>> Start Material supplied
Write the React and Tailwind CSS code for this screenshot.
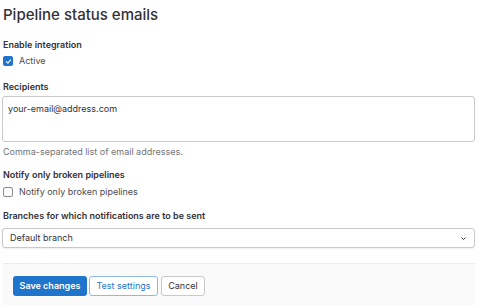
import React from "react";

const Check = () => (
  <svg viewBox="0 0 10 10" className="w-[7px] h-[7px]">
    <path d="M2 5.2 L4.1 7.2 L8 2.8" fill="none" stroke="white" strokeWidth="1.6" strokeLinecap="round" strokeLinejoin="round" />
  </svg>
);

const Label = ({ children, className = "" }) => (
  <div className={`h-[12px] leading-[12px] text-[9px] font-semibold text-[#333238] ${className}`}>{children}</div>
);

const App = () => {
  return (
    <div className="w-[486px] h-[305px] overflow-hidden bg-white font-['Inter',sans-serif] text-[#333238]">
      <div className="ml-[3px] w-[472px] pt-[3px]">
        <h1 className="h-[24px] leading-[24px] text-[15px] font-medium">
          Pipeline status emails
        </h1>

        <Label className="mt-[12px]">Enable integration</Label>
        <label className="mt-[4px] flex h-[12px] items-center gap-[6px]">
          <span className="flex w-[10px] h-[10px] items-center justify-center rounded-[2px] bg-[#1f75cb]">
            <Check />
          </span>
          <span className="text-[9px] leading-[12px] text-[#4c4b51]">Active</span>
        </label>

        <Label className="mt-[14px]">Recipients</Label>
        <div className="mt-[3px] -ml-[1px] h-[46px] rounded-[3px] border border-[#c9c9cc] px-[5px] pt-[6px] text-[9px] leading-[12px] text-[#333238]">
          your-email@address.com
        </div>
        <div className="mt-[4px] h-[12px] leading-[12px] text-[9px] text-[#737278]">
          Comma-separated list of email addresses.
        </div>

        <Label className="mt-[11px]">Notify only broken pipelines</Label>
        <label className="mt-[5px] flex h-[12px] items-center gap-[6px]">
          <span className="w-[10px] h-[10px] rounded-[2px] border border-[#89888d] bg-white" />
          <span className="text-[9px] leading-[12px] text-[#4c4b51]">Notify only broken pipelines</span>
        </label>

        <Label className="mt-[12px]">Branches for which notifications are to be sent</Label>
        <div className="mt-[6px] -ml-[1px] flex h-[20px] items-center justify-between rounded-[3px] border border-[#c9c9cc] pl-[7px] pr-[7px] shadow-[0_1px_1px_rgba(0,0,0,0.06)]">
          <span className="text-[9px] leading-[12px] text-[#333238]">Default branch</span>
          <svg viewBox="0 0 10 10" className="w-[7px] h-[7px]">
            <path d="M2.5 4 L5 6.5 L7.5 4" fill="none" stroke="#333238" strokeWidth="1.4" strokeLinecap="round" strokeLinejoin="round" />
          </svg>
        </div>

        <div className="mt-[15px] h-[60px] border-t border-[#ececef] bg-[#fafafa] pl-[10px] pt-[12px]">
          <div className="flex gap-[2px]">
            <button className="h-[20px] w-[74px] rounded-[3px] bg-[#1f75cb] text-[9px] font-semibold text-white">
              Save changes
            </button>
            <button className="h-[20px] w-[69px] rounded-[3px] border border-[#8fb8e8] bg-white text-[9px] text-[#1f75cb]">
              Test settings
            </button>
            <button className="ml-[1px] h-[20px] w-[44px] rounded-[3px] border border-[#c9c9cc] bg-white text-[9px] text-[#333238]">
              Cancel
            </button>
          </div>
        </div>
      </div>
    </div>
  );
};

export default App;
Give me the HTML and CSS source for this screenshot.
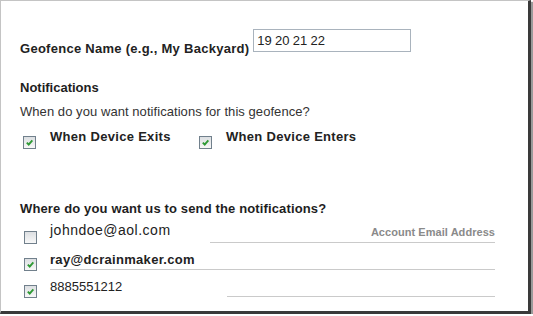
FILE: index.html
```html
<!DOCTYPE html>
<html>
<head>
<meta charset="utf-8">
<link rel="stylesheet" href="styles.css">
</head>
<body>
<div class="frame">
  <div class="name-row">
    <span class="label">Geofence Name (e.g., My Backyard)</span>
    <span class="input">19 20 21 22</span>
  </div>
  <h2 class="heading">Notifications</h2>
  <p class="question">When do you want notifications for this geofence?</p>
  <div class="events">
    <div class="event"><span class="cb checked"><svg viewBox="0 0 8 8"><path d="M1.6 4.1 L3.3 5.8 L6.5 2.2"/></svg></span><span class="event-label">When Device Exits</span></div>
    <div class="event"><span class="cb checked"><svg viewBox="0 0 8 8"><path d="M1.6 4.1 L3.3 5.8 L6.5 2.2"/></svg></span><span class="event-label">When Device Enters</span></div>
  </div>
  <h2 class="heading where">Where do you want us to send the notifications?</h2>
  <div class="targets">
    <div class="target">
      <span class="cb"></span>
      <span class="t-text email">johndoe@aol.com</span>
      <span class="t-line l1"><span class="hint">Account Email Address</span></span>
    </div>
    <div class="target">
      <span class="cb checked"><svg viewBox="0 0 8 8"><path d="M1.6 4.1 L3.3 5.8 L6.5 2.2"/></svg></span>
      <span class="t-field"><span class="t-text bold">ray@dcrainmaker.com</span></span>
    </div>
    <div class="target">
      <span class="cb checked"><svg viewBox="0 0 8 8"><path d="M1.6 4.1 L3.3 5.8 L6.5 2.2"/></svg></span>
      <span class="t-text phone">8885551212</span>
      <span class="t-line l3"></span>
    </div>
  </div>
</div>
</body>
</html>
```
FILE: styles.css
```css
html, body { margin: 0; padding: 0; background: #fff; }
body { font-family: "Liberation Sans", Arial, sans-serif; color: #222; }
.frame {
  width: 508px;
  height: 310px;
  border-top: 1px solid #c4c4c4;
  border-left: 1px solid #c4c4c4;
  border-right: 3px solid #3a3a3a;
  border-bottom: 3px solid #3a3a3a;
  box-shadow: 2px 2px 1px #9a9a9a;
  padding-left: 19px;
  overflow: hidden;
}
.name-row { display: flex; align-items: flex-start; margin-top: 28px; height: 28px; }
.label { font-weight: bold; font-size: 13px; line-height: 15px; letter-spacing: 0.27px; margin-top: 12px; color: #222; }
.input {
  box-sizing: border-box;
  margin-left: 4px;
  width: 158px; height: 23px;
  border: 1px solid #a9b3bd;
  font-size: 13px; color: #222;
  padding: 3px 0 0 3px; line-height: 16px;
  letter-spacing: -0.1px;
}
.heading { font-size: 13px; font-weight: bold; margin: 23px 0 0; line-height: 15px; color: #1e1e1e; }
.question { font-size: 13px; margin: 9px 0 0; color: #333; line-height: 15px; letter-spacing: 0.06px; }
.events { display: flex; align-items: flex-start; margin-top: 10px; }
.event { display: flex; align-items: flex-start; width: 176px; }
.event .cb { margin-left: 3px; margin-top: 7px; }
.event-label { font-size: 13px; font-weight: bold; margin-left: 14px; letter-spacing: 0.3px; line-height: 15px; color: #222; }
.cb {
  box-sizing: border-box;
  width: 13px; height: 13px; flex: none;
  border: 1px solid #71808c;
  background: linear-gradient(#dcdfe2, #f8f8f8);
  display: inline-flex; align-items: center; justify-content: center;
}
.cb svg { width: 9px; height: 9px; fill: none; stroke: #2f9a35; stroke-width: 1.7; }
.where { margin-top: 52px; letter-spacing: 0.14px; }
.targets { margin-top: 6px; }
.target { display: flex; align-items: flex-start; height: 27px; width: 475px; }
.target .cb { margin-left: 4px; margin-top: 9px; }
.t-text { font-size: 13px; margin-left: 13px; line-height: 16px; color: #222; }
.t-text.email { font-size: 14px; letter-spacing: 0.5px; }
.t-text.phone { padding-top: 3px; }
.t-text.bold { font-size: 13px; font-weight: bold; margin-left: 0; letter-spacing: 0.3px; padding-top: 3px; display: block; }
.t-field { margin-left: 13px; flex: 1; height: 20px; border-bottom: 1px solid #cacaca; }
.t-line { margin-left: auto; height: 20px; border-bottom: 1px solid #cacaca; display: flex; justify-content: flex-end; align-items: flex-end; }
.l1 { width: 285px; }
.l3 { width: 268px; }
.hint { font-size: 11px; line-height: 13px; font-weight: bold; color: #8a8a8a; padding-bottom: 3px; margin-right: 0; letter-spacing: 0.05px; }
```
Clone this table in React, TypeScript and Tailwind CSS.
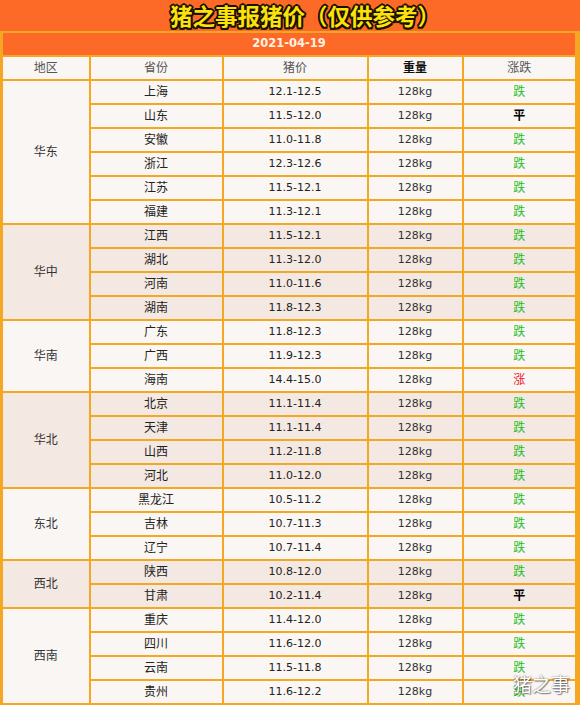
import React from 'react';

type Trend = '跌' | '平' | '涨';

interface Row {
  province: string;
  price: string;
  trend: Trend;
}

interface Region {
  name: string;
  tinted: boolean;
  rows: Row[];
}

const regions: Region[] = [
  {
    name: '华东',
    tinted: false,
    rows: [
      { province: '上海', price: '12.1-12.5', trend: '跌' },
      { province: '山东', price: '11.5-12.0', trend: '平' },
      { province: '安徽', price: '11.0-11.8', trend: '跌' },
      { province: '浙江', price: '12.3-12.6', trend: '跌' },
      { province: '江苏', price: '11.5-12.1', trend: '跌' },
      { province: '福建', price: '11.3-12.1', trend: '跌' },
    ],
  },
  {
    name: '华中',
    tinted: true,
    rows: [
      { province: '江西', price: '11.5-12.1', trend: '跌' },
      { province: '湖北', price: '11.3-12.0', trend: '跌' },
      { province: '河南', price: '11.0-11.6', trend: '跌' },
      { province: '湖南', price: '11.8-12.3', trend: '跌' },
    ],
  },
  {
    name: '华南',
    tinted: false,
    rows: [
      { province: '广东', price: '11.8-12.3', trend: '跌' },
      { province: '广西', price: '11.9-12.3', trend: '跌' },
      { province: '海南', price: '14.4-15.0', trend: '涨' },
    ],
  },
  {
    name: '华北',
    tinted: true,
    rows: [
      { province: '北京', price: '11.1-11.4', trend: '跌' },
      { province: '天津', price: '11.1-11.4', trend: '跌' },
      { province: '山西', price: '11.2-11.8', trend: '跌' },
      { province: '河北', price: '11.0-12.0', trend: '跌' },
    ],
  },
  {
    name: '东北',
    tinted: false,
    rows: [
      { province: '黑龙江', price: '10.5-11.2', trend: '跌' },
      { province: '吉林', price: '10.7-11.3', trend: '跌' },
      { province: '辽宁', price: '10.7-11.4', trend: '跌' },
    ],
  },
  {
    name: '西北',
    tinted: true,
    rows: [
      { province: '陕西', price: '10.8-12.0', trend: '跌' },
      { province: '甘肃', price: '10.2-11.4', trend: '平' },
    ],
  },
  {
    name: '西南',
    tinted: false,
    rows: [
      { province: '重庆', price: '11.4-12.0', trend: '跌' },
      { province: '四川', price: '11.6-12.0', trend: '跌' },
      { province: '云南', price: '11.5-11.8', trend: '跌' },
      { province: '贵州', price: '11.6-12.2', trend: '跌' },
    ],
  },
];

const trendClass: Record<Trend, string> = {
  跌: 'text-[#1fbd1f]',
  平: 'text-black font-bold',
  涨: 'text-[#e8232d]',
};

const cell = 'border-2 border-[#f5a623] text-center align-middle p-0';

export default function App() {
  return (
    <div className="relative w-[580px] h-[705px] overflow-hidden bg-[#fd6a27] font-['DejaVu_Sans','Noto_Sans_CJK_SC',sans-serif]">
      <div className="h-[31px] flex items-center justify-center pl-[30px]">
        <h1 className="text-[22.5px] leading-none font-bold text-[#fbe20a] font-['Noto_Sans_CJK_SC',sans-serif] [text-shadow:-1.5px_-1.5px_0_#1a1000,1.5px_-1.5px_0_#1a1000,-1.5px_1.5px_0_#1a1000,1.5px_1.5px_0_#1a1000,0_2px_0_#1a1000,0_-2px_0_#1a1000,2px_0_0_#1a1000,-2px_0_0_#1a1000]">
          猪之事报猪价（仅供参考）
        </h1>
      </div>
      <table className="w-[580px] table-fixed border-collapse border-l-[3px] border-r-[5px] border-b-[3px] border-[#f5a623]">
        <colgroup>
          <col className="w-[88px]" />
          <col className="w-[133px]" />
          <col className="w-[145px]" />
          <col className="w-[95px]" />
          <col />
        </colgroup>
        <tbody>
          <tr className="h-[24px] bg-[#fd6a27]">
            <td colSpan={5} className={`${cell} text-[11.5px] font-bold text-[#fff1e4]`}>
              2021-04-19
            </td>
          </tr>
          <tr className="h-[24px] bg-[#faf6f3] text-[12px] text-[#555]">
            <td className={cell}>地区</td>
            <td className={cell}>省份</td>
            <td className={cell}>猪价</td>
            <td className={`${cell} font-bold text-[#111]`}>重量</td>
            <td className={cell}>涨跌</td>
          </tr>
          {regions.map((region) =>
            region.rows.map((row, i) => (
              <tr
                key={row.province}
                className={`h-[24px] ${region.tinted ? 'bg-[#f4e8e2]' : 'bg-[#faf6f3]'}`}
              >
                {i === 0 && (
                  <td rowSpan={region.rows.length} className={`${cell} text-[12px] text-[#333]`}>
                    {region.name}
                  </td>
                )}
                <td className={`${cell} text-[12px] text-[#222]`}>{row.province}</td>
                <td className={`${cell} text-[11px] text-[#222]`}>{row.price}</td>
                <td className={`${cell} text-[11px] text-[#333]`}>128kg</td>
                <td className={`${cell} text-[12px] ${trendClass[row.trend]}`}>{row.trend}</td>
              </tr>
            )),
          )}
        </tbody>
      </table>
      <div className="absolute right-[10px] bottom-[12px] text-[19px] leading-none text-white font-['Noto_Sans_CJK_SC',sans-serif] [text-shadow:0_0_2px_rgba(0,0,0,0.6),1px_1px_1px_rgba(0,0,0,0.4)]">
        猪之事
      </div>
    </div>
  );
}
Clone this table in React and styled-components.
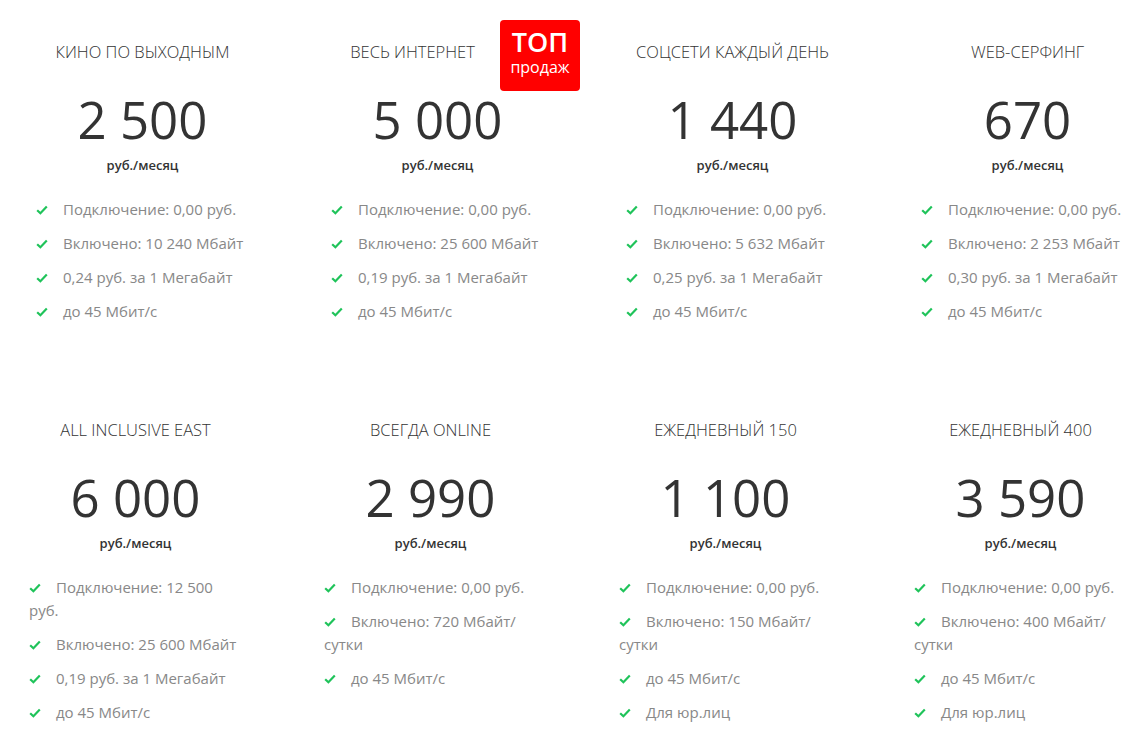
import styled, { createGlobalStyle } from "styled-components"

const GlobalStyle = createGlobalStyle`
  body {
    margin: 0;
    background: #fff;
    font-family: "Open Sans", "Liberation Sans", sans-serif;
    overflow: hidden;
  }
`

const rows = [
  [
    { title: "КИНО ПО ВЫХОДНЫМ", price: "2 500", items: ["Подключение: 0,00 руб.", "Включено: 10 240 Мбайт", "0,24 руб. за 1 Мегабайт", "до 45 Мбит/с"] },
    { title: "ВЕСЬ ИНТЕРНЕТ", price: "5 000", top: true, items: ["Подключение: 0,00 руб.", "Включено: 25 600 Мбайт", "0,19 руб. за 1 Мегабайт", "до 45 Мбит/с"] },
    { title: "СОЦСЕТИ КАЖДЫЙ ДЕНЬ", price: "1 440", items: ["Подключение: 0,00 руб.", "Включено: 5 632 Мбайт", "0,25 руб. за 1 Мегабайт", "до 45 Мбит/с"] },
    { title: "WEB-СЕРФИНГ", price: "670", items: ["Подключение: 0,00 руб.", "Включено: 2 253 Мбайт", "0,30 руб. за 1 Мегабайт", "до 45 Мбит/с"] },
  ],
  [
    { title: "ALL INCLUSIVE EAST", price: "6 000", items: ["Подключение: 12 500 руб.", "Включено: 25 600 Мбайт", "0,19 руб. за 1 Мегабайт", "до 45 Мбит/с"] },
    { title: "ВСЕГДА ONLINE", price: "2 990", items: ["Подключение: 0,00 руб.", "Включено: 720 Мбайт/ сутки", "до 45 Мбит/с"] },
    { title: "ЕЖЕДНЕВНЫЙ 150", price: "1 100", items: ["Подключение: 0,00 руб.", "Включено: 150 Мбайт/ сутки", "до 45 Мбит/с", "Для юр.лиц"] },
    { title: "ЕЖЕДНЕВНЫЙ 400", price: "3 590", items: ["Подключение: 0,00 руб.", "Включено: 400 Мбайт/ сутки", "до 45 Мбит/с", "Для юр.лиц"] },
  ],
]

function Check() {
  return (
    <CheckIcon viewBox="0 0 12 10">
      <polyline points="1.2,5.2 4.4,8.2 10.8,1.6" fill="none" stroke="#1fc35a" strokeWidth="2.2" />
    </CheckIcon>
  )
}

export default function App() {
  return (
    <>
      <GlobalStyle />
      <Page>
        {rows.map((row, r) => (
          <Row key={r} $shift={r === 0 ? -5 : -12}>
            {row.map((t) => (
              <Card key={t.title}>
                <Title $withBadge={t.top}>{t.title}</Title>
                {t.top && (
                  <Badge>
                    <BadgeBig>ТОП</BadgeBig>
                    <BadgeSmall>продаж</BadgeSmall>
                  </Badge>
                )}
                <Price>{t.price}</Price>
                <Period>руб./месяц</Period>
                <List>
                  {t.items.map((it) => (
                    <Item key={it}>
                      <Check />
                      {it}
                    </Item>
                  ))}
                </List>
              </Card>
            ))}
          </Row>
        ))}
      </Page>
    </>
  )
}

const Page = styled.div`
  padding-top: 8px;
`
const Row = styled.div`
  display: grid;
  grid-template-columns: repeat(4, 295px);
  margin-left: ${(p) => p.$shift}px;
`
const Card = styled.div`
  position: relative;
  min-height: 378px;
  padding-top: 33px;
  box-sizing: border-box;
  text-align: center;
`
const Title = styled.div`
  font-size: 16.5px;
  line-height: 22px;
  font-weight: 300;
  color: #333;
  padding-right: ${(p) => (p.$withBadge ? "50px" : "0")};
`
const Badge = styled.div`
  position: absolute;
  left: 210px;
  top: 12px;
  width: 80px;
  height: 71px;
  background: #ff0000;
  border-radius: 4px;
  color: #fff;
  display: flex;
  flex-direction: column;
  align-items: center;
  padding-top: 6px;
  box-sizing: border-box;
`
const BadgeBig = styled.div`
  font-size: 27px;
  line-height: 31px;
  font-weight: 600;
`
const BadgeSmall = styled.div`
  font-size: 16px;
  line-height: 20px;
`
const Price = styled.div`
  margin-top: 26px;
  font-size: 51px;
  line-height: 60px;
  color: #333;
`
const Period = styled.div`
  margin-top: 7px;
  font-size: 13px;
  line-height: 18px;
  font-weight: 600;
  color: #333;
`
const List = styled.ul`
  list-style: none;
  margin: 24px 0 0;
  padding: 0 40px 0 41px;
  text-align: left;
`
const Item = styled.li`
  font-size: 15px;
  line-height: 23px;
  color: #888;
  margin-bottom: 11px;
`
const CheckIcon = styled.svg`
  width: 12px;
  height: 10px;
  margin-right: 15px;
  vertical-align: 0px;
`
>> End Material supplied
Work required >> From the data, list each line in which the string "React" appears.

Response to the task >>
Write the React and Tailwind CSS code for this screenshot.
import React from "react";
Clone this table in React, TypeScript and Tailwind CSS.
import React from 'react';
Clone this table in React and styled-components.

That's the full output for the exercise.